Assuming No Changes in Market Conditions or Any Other Relevant Factors, the Market Value of Your Notes on the Trade
   Date (As Determined By Reference to Pricing Models Used By Goldman, Sachs & Co.) Will, and the Price You May
                       Receive for Your Notes May, Be Significantly Less Than the Issue Price

     The price at which Goldman, Sachs & Co. would initially buy or sell notes (if Goldman, Sachs & Co. makes a market) and the
value that Goldman, Sachs & Co. will initially use for account statements and otherwise will significantly exceed the value of your
notes using such pricing models. The amount of the excess will decline on a straight line basis over the period from the date
hereof through July , 2010. After July , 2010, the price at which Goldman, Sachs & Co. would buy or sell notes will reflect the
value determined by reference to the pricing models, plus our customary bid and asked spread.

      In addition to the factors discussed above, the value or quoted price of your notes at any time, however, will reflect many
factors and cannot be predicted. If Goldman, Sachs & Co. makes a market in the notes, the price quoted by Goldman, Sachs &
Co. would reflect any changes in market conditions and other relevant factors, including a deterioration in our creditworthiness or
perceived creditworthiness whether measured by our credit ratings or other credit measures. These changes may adversely affect
the market price of your notes, including the price you may receive for your notes in any market making transaction. In addition,
even if our creditworthiness does not decline, the value of your notes on the trade date is expected to be significantly less than the
original issue price taking into account our credit spreads on that date. The quoted price (and the value of your notes that
Goldman, Sachs & Co. will use for account statements or otherwise) could be higher or lower than the original issue price, and
may be higher or lower than the value of your notes as determined by reference to pricing models used by Goldman, Sachs & Co.

      If at any time a third party dealer quotes a price to purchase your notes or otherwise values your notes, that price may be
significantly different (higher or lower) than any price quoted by Goldman, Sachs & Co. You should read “Additional Risk
Factors Specific to the Non-Principal Protected Underlier-Linked Notes — The Market Value of Your Notes May Be Influenced
by Many Unpredictable Factors” on page S-37 of the accompanying prospectus supplement no. 255.
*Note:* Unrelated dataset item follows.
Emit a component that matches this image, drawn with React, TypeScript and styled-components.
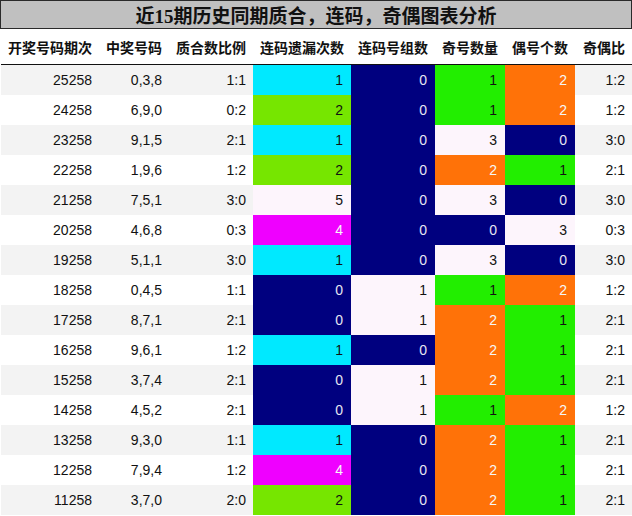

       Furthermore, if you sell your notes, you will likely be charged a commission for secondary market transactions, or the price
will likely reflect a dealer discount.

     There is no assurance that Goldman, Sachs & Co. or any other party will be willing to purchase your notes and, in this
regard, Goldman, Sachs & Co. is not obligated to make a market in the notes. See “Additional Risk Factors Specific to the
Non-Principal Protected Underlier-Linked Notes — Your Notes May Not Have an Active Trading Market” on page S-37 of the
accompanying prospectus supplement no. 255.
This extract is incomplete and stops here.